The most overcooked canard in political discourse is “taxpayers’ money”. The public purse stopped being your money at the point at which you were taxed; it’s the government’s money now. You can’t have it back and it will be spent on things you don’t like, such as an overpriced wooden lectern, or a nuclear weapon, or Grant Shapps.

That said, there is one way to get some of it back, because very large amounts of this money – more than £100bn of it, last year – are given directly to other people as interest on the state’s debt (currently around £2.5trn, rising to £3trn by 2028/29). People around the world lend money to our government by buying UK government bonds, known as gilts, and like any borrower the government has to service this debt by paying interest. For a long time (the post-2008 era of cheap debt) these bonds didn’t pay very high returns, or “yields”, but now that monetary policy (which controls the price of debt) has changed direction yields are much higher, and regular investors have taken more of an interest in gilts.

Here’s why: no high-street bank would offer you a savings account that guaranteed to pay 4.75 per cent interest for 19 years, but the snappily titled GB00BPJJKP77 will. As a government bond, it guarantees “coupon” payments of 4.75 per cent per year until October 2043, at which point the “principal” (the original amount invested) will be repaid. This makes gilts very safe, in one sense: if you invest in a company you need to consider the risk that it could go out of business, but there’s no point worrying about the state defaulting on its debts from an investment point of view, because if that did happen there would be more pressing issues than the performance of your portfolio (see Hobbes’s Leviathan for further details).

However, they’re not risk free.

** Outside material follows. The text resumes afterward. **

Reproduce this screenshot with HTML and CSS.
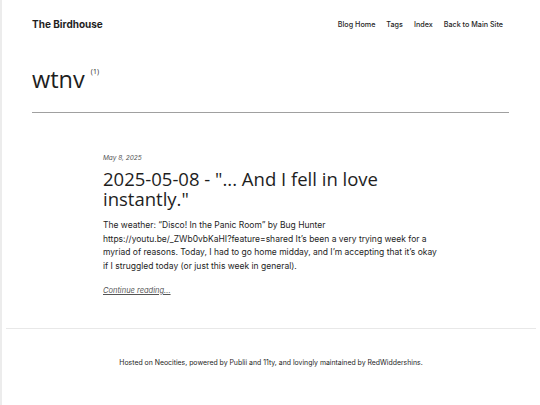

If you need to spend that money before 2043, you can “withdraw” it from an investment in bonds by selling them, but this is where you can lose out, because the price you’ll get for them on the secondary market could be different from the principal invested. Then again, you might profit from a gain in prices (and these gains would be tax free).

In this sense buying a gilt is, like a mortgage deal, a bet on the future of the economy – but because you’re the one lending the money, it works the other way around. If you think interest rates are going to fall soon, then now is not the time to take out a mortgage fixed (at today’s high rate) for ten years. It would, however, be a good time to lend money to the government, fixed (at today’s high rate) for ten years.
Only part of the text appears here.